[Task statement] Retype nothing but the lines from the start of the material up to and including the line with "const [selected, setSelected]". Pictures don't belong in the copy.

##############################

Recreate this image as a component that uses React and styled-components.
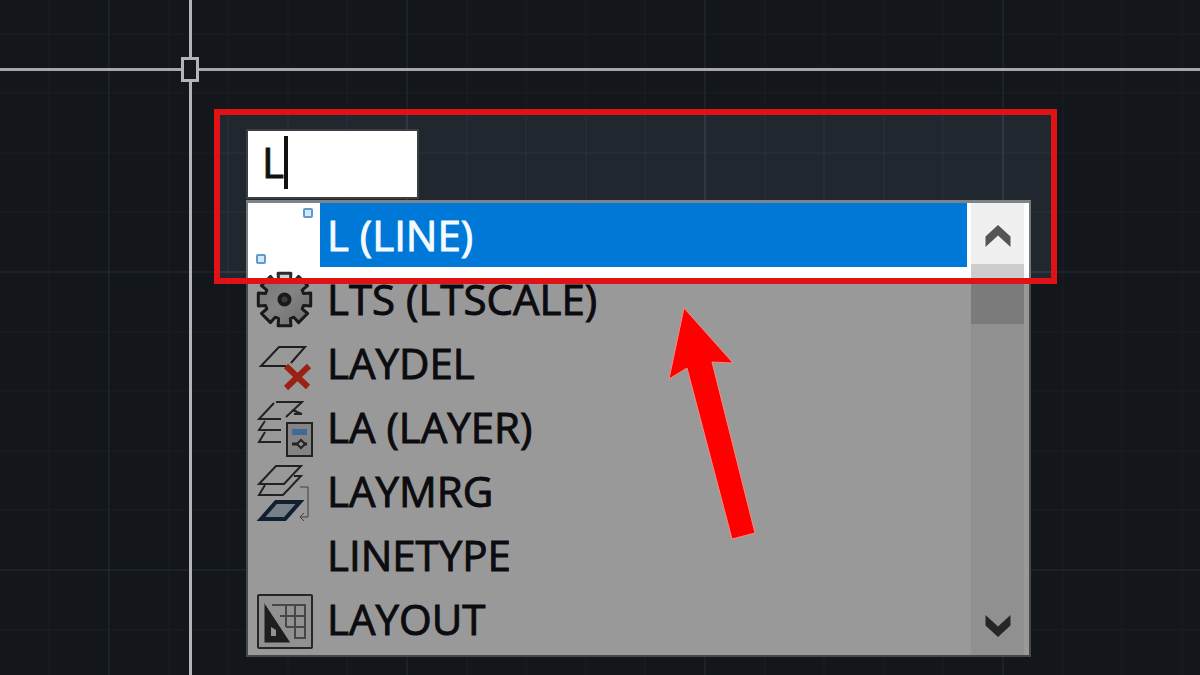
import React, { useState } from "react";
import styled, { createGlobalStyle } from "styled-components";

const commands = [
  { name: "L (LINE)", icon: LineIcon },
  { name: "LTS (LTSCALE)", icon: GearIcon },
  { name: "LAYDEL", icon: LayerDeleteIcon },
  { name: "LA (LAYER)", icon: LayerIcon },
  { name: "LAYMRG", icon: LayerMergeIcon },
  { name: "LINETYPE", icon: null },
  { name: "LAYOUT", icon: LayoutIcon },
];

const App = () => {
  const [value, setValue] = useState("L");
  const [selected, setSelected] = useState(0);

  return (
    <>
      <GlobalStyle />
      <Canvas>
        <Prompt>
          <CommandField>
            <CommandInput
              aria-label="Command"
              value={value}
              onChange={(e) => setValue(e.target.value)}
            />
            <Caret />
          </CommandField>
          <Popup>
            <List role="listbox" aria-label="Commands">
              {commands.map(({ name, icon: Icon }, i) => (
                <Row
                  key={name}
                  role="option"
                  aria-selected={i === selected}
                  onClick={() => setSelected(i)}
                >
                  <IconCell>{Icon && <Icon />}</IconCell>
                  <Name $selected={i === selected}>{name}</Name>
                </Row>
              ))}
            </List>
            <ScrollBar>
              <ScrollButton aria-label="Scroll up">
                <svg width="26" height="24" viewBox="0 0 26 24" fill="#555">
                  <path d="M0.5 12.5 13 1l12.5 11.5V23L13 11.5 0.5 23z" />
                </svg>
              </ScrollButton>
              <Thumb />
              <ScrollButton aria-label="Scroll down">
                <svg width="26" height="24" viewBox="0 0 26 24" fill="#404040">
                  <path d="M0.5 10.5 13 22l12.5-11.5V0L13 11.5 0.5 0z" />
                </svg>
              </ScrollButton>
            </ScrollBar>
          </Popup>
          <Spotlight />
          <Pointer width="90" height="234" viewBox="0 0 90 234">
            <path
              d="M17 2 66 57 45 56 88 227 65 233 20 62 2 73z"
              fill="#f00"
              stroke="#f58a80"
              strokeWidth="1"
            />
          </Pointer>
        </Prompt>
        <CrosshairX />
        <CrosshairY />
        <PickBox />
      </Canvas>
    </>
  );
};

export default App;

function LineIcon() {
  return (
    <IconSvg viewBox="0 0 72 64" fill="#d6e8f8" stroke="#5f9bd1" strokeWidth="2">
      <rect x="56" y="6" width="8" height="8" rx="1" />
      <rect x="9" y="52" width="8" height="8" rx="1" />
    </IconSvg>
  );
}

// eight flat teeth around the hub
function gearPath(cx, cy) {
  const points = [];
  for (let i = 0; i < 8; i++) {
    const a = (i * Math.PI) / 4;
    [
      [-0.3, 20],
      [-0.24, 27],
      [0.24, 27],
      [0.3, 20],
    ].forEach(([offset, r]) => {
      points.push(
        `${(cx + r * Math.sin(a + offset)).toFixed(1)} ${(
          cy -
          r * Math.cos(a + offset)
        ).toFixed(1)}`
      );
    });
  }
  return `M${points.join("L")}z`;
}

function GearIcon() {
  return (
    <IconSvg viewBox="0 0 72 64">
      <defs>
        <linearGradient id="gear" x1="0" y1="0" x2="1" y2="1">
          <stop offset="0" stopColor="#c4c4c4" />
          <stop offset="0.5" stopColor="#dcdcdc" />
          <stop offset="1" stopColor="#b0b0b0" />
        </linearGradient>
      </defs>
      <path
        d={gearPath(36.5, 32.5)}
        fill="url(#gear)"
        stroke="#2c2c2c"
        strokeWidth="3"
        strokeLinejoin="round"
      />
      <circle cx="36.5" cy="32.5" r="5" fill="#666" stroke="#2c2c2c" strokeWidth="4" />
    </IconSvg>
  );
}

function LayerDeleteIcon() {
  return (
    <IconSvg viewBox="0 0 72 64" fill="none">
      <path d="M38 35H13L31 16H57L43 32" stroke="#333" strokeWidth="2" />
      <path d="M38 35 60 56M61 35 38 57" stroke="#ff3824" strokeWidth="6" />
    </IconSvg>
  );
}

function LayerIcon() {
  return (
    <IconSvg viewBox="0 0 72 64" fill="none" stroke="#3a3a3a" strokeWidth="2">
      <path d="M33 24H11L26 8M28 7H54L38 22" />
      <path d="M17 26 11 35H33M17 37 11 47H33" />
      <path d="M44 15 54 19M48 15 47 19H54" />
      <rect x="39" y="28" width="25" height="33" fill="#dcdcdc" />
      <rect x="44" y="34" width="15" height="6" fill="#6cb0ff" stroke="none" />
      <path d="M44 49H59" strokeWidth="3" />
      <path d="M53 45 57 49 53 53 49 49z" fill="#eee" />
    </IconSvg>
  );
}

function LayerMergeIcon() {
  return (
    <IconSvg viewBox="0 0 72 64" fill="none" stroke="#3a3a3a" strokeWidth="2">
      <path d="M11 25 28 7H53L36 25z" />
      <path d="M17 26 11 36H35L53 17H46" />
      <path d="M52 28H60V58H53M56 54 52 58 56 62" stroke="#6a6a6a" strokeWidth="1" />
      <path
        d="M13 60 28 43H52L37 60z"
        fill="#c6d6e4"
        stroke="#1e3450"
        strokeWidth="4"
      />
    </IconSvg>
  );
}

function LayoutIcon() {
  return (
    <IconSvg viewBox="0 0 72 64" fill="none">
      <rect
        x="10"
        y="8"
        width="54"
        height="53"
        rx="1"
        fill="#f2f2f2"
        stroke="#404040"
        strokeWidth="2"
      />
      <path
        d="M24 18H57V51H47V18M38 18V40M32 29H57M38 40H57"
        stroke="#777"
        strokeWidth="2"
      />
      <path d="M16 15 43 56H16z" fill="#333" stroke="#f2f2f2" strokeWidth="1" />
      <path d="M23 40 28 43V49H23z" fill="#f2f2f2" />
    </IconSvg>
  );
}

const GlobalStyle = createGlobalStyle`
  * {
    box-sizing: border-box;
  }
  body {
    margin: 0;
    background: #21272f;
  }
`;

const major = "rgba(150, 165, 190, 0.13)";
const minor = "rgba(150, 165, 190, 0.04)";

const gridLines = (direction) =>
  [
    `linear-gradient(${direction}, ${major} 2px, transparent 2px)`,
    ...[60, 119, 179, 238].map(
      (at) =>
        `linear-gradient(${direction}, transparent ${at}px, ${minor} ${at}px, ${minor} ${
          at + 2
        }px, transparent ${at + 2}px)`
    ),
  ].join(", ");

const Canvas = styled.main`
  position: relative;
  min-height: 100vh;
  padding: 131px 169px 18px 246px;
  overflow: hidden;
  background-color: #21272f;
  background-image: ${gridLines("to right")}, ${gridLines("to bottom")};
  background-size: 298px 298px;
  background-position: 108px 271px;
  font-family: "Open Sans", "Noto Sans", sans-serif;
  font-size: 42px;
  line-height: 64px;
  -webkit-text-stroke-width: 1px;
`;

const Prompt = styled.div`
  position: relative;
`;

const CommandField = styled.div`
  display: flex;
  align-items: center;
  width: 169px;
  height: 66px;
  margin-left: 2px;
  padding-left: 14px;
  background: #fff;
  box-shadow: 0 0 0 2px #3c3f42;
`;

const CommandInput = styled.input`
  width: 22px;
  height: 62px;
  margin-bottom: 4px;
  padding: 0;
  border: none;
  outline: none;
  background: transparent;
  color: #111;
  font: inherit;
`;

const Caret = styled.span`
  width: 4px;
  height: 53px;
  margin-bottom: 4px;
  background: #111;
`;

const Popup = styled.div`
  display: flex;
  gap: 4px;
  margin-top: 3px;
  padding-right: 5px;
  border: 2px solid #777;
  border-top: 3px solid #7d8388;
  background: #fff;
`;

const List = styled.ul`
  flex: 1;
  margin: 0;
  padding: 0 0 4px;
  list-style: none;
`;

const Row = styled.li`
  display: flex;
  height: 64px;
  cursor: default;
`;

const IconCell = styled.span`
  width: 72px;
  height: 64px;
`;

const IconSvg = styled.svg`
  display: block;
  width: 72px;
  height: 64px;
`;

const Name = styled.span`
  flex: 1;
  padding-left: 7px;
  background: ${({ $selected }) => ($selected ? "#0078d7" : "transparent")};
  color: ${({ $selected }) => ($selected ? "#f4faff" : "#15151c")};
`;

const ScrollBar = styled.div`
  display: flex;
  flex-direction: column;
  width: 53px;
  background: #f0f0f0;
`;

const ScrollButton = styled.button`
  display: flex;
  align-items: center;
  justify-content: center;
  height: 61px;
  padding: 4px 0 0;
  border: none;
  background: transparent;
`;

const Thumb = styled.div`
  height: 60px;
  margin-bottom: auto;
  background: #cdcdcd;
`;

/* the shadow dims everything outside of the frame */
const Spotlight = styled.div`
  position: absolute;
  top: -22px;
  left: -32px;
  right: -26px;
  height: 175px;
  border: 6px solid #e01216;
  box-shadow: 0 0 0 3000px rgba(0, 0, 0, 0.4);
  pointer-events: none;
`;

const Pointer = styled.svg`
  position: absolute;
  top: 175px;
  left: 421px;
  pointer-events: none;
`;

const CrosshairX = styled.div`
  position: absolute;
  top: 68px;
  left: 0;
  right: 0;
  height: 3px;
  background: #a5a7ab;
`;

const CrosshairY = styled.div`
  position: absolute;
  top: 0;
  bottom: 0;
  left: 189px;
  width: 3px;
  background: #b3b4ba;
`;

const PickBox = styled.div`
  position: absolute;
  top: 57px;
  left: 181px;
  width: 18px;
  height: 25px;
  border: 3px solid #b3b4ba;
  background: #14171d;
`;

##############################

[The response]
Recreate this image as a component that uses React and styled-components.
import React, { useState } from "react";
import styled, { createGlobalStyle } from "styled-components";

const commands = [
  { name: "L (LINE)", icon: LineIcon },
  { name: "LTS (LTSCALE)", icon: GearIcon },
  { name: "LAYDEL", icon: LayerDeleteIcon },
  { name: "LA (LAYER)", icon: LayerIcon },
  { name: "LAYMRG", icon: LayerMergeIcon },
  { name: "LINETYPE", icon: null },
  { name: "LAYOUT", icon: LayoutIcon },
];

const App = () => {
  const [value, setValue] = useState("L");
  const [selected, setSelected] = useState(0);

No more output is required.